The Social Responsibility Council have said that when this three month period is over he will not be returning to the Salisbury Diocese.
“I was a thorn in their side and they pretty much said the same thing,” continued Vicar Penny. “There’s not that much room for radicals in the institutionalised church. It’s very difficult for the CofE to criticise the spiritual consequences of capitalism and economics-as-a-religion, when they themselves are making financial investments in it.
But personally, I just don't think this is what Jesus was about.
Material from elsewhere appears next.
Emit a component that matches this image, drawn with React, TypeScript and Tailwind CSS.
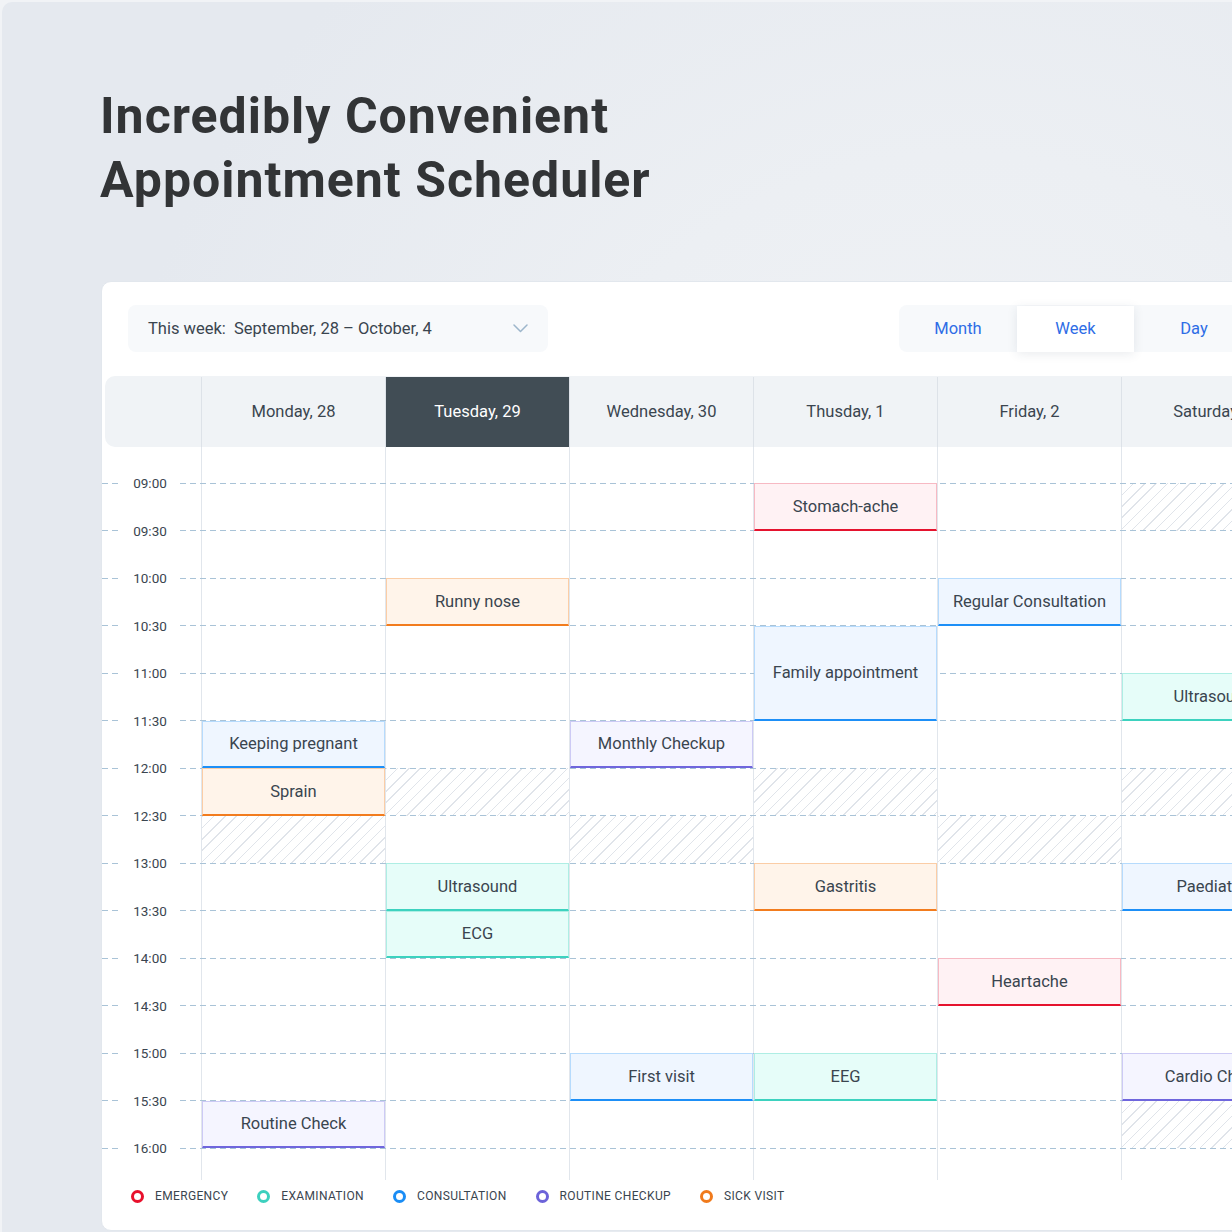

I would rather be at the cutting edge with my spirituality, than catching up years later."
No-one is suggesting that Travellers are convoys of modern day Jesus Christs, but the fact that this still-professed Christian country will not tolerate practical Christian behaviour from their own vicars, suggests that there is very little spirituality going down between the pews and benches these days. It is, however, going down in certain pulpits, for as long as it takes the congregations to evict the preachers.
As the comedian Lenny Bruce once said: “If Jesus came back now we would all be wearing little silver electric chairs round our necks by next month.”
What do we learn from history? Apparently nothing. Nothing Nothing.